A couple of months ago, I moved on to the aforementioned new position.  It has new challenges, even a couple of opportunities to teach, all to the good.  I don’t have as much contact with students, but it is still a component.  What put the brakes on the writing, beyond the new job and acclimation, was an urge to reexamine why I do all of this.  Including a full-time job, a full-time family I write this blog, write another blog, try to do a podcast on a semi-regular basis* and slowly putting more and more work into bigger projects, I kind of hit upon the questions, “what is the point to all of this? why am I doing this at all?”

*After almost a month of trying to set up a new website to host the podcast, I finally got it working in the order I want.  If you’re interested in US history, like my dulcet tones and if I dare say, a dash of wit, go check it out at History of the United States.

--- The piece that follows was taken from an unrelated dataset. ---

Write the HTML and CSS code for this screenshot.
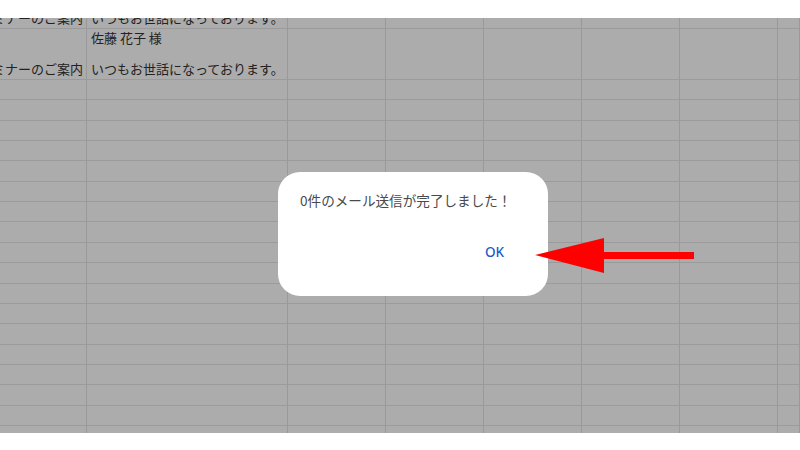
FILE: index.html
```html
<!DOCTYPE html>
<html lang="ja">
<head>
<meta charset="utf-8">
<title>送信完了</title>
<link rel="stylesheet" href="styles.css">
</head>
<body>
<div class="sheet">
  <div class="grid">
    <div class="c left">セミナーのご案内</div><div class="c">いつもお世話になっております。</div><div class="c"></div><div class="c"></div><div class="c"></div><div class="c"></div><div class="c"></div><div class="c"></div>
    <div class="c left">セミナーのご案内</div><div class="c">佐藤 花子 様<br><br>いつもお世話になっております。</div><div class="c"></div><div class="c"></div><div class="c"></div><div class="c"></div><div class="c"></div><div class="c"></div>
    <div class="c"></div><div class="c"></div><div class="c"></div><div class="c"></div><div class="c"></div><div class="c"></div><div class="c"></div><div class="c"></div>
    <div class="c"></div><div class="c"></div><div class="c"></div><div class="c"></div><div class="c"></div><div class="c"></div><div class="c"></div><div class="c"></div>
    <div class="c"></div><div class="c"></div><div class="c"></div><div class="c"></div><div class="c"></div><div class="c"></div><div class="c"></div><div class="c"></div>
    <div class="c"></div><div class="c"></div><div class="c"></div><div class="c"></div><div class="c"></div><div class="c"></div><div class="c"></div><div class="c"></div>
    <div class="c"></div><div class="c"></div><div class="c"></div><div class="c"></div><div class="c"></div><div class="c"></div><div class="c"></div><div class="c"></div>
    <div class="c"></div><div class="c"></div><div class="c"></div><div class="c"></div><div class="c"></div><div class="c"></div><div class="c"></div><div class="c"></div>
    <div class="c"></div><div class="c"></div><div class="c"></div><div class="c"></div><div class="c"></div><div class="c"></div><div class="c"></div><div class="c"></div>
    <div class="c"></div><div class="c"></div><div class="c"></div><div class="c"></div><div class="c"></div><div class="c"></div><div class="c"></div><div class="c"></div>
    <div class="c"></div><div class="c"></div><div class="c"></div><div class="c"></div><div class="c"></div><div class="c"></div><div class="c"></div><div class="c"></div>
    <div class="c"></div><div class="c"></div><div class="c"></div><div class="c"></div><div class="c"></div><div class="c"></div><div class="c"></div><div class="c"></div>
    <div class="c"></div><div class="c"></div><div class="c"></div><div class="c"></div><div class="c"></div><div class="c"></div><div class="c"></div><div class="c"></div>
    <div class="c"></div><div class="c"></div><div class="c"></div><div class="c"></div><div class="c"></div><div class="c"></div><div class="c"></div><div class="c"></div>
    <div class="c"></div><div class="c"></div><div class="c"></div><div class="c"></div><div class="c"></div><div class="c"></div><div class="c"></div><div class="c"></div>
    <div class="c"></div><div class="c"></div><div class="c"></div><div class="c"></div><div class="c"></div><div class="c"></div><div class="c"></div><div class="c"></div>
    <div class="c"></div><div class="c"></div><div class="c"></div><div class="c"></div><div class="c"></div><div class="c"></div><div class="c"></div><div class="c"></div>
    <div class="c"></div><div class="c"></div><div class="c"></div><div class="c"></div><div class="c"></div><div class="c"></div><div class="c"></div><div class="c"></div>
    <div class="c"></div><div class="c"></div><div class="c"></div><div class="c"></div><div class="c"></div><div class="c"></div><div class="c"></div><div class="c"></div>
    <div class="c"></div><div class="c"></div><div class="c"></div><div class="c"></div><div class="c"></div><div class="c"></div><div class="c"></div><div class="c"></div>
    <div class="c"></div><div class="c"></div><div class="c"></div><div class="c"></div><div class="c"></div><div class="c"></div><div class="c"></div><div class="c"></div>
  </div>
</div>

<div class="dialog">
  <p class="message">0件のメール送信が完了しました！</p>
  <div class="actions"><button class="ok">OK</button></div>
</div>

<svg class="arrow" width="170" height="40" viewBox="0 0 170 40">
  <polygon points="0,17 69,0 69,14 159,14 159,21 69,21 69,35" fill="#ff0000"/>
</svg>
</body>
</html>
```

FILE: styles.css
```css
html, body {
  margin: 0;
  padding: 0;
  background: #ffffff;
}
body {
  width: 800px;
  height: 450px;
  overflow: hidden;
  position: relative;
  font-family: "Noto Sans CJK JP", "Noto Sans", sans-serif;
}
.sheet {
  margin-top: 18px;
  height: 415px;
  overflow: hidden;
  background: #acacac;
}
.grid {
  margin-top: -10.4px;
  display: grid;
  grid-template-columns: 87px 201px 98px 98px 98px 98px 98px 1fr;
  grid-template-rows: 20.9px 51.3px repeat(19, 20.38px);
}
.c {
  box-sizing: border-box;
  border-right: 1px solid #999999;
  border-bottom: 1px solid #9b9b9b;
  padding: 0 4px 2px 4px;
  font-size: 13px;
  line-height: 15.5px;
  color: #222222;
  white-space: nowrap;
  overflow: hidden;
  display: flex;
  flex-direction: column;
  justify-content: flex-end;
}
.c.left {
  align-items: flex-end;
  padding-right: 3px;
}
.dialog {
  position: absolute;
  left: 278px;
  top: 172px;
  width: 270px;
  height: 124px;
  box-sizing: border-box;
  background: #ffffff;
  border-radius: 22px;
  padding: 18px 44px 0 22px;
  display: flex;
  flex-direction: column;
}
.message {
  margin: 0;
  font-size: 13.6px;
  line-height: 20px;
  color: #4a4a4a;
  white-space: nowrap;
}
.actions {
  display: flex;
  justify-content: flex-end;
  margin-top: 32px;
}
.ok {
  border: none;
  background: none;
  padding: 0;
  font-family: "Noto Sans", sans-serif;
  font-size: 13.5px;
  font-weight: 500;
  line-height: 20px;
  color: #1a5bd0;
}
.arrow {
  position: absolute;
  left: 535px;
  top: 238px;
}
```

It is probably no coincidence that this was happening around my 45th birthday.  I think that number is quite the generous bulls eye of mid-life. I think the number signifies the end of  a big chunk of life to be examined, 25-45.  And looking to the future, that next block 45-65 (the historic retirement age) is looming.  After hitting 45, it is amazing how fast 20 years can go and will go, probably even faster.  So, I’ve been looking back and looking forward.

What kind of got the dust off of this post was a friend who mentioned his desire to stay true to his artistic northern star.  I was left wondering, “what is that for me?”  Pretty much all of those things I listed, blogs, podcast and something to really sink my teeth into.  What makes it tough is that a full-time job is a pain in the ass when it comes to writing for free, no matter how fulfilling it can be.  As the Grateful Dead sang, “keep your day job until your night job pays.”  I’m not sure if that will ever happen, but I know I don’t want to quit.

A final piece of the puzzle that has come into focus, or better put, placed in the right spot were the dual feelings of inspiration and realization.  First, the inspiration: my friend Jennie just published a book and is a critically acclaimed graphic novel author.  I was sure she was doing the writing thing full-time at this point.  Nope, still has that day job.  Not to find comfort in her misery of a full-time job (for the record, Jennie is not miserable) but knowing she is still doing it filled me with hope that I can keep at old things and try new things.  That I can stick to my artistic north.

The realization came as I was reading a blog from a person who hasn’t been blogging much lately.  I posted a comment about the feeling that I know how she feels, that I just can’t seem to get it going anymore.  The realization was that I’m holding back.  When I started writing a blog, it was reflective, personal, but also timely.  It was what was on my mind and influencing me at that time.  I still have my set things to write about, Phish, the White Sox, general randomness but a part of my fourth step that I still see as a challenge was the phrase, “stand up and tell the truth.”  I don’t feel like I’ve been doing that lately.

Finally, in August, I threatened to start writing something on these pages of a fictional nature.  I even wrote the first installment, but it hasn’t left the draft box on the dashboard.  I’m not ready to tell you all what my big project is just yet, but it’s fictional too.  Basically I need practice writing outside of my comfort zone.  In a weird way, to get back to telling stories.  So, another list of goals, another writing schedule and another chance to keep writing.  Watch this space.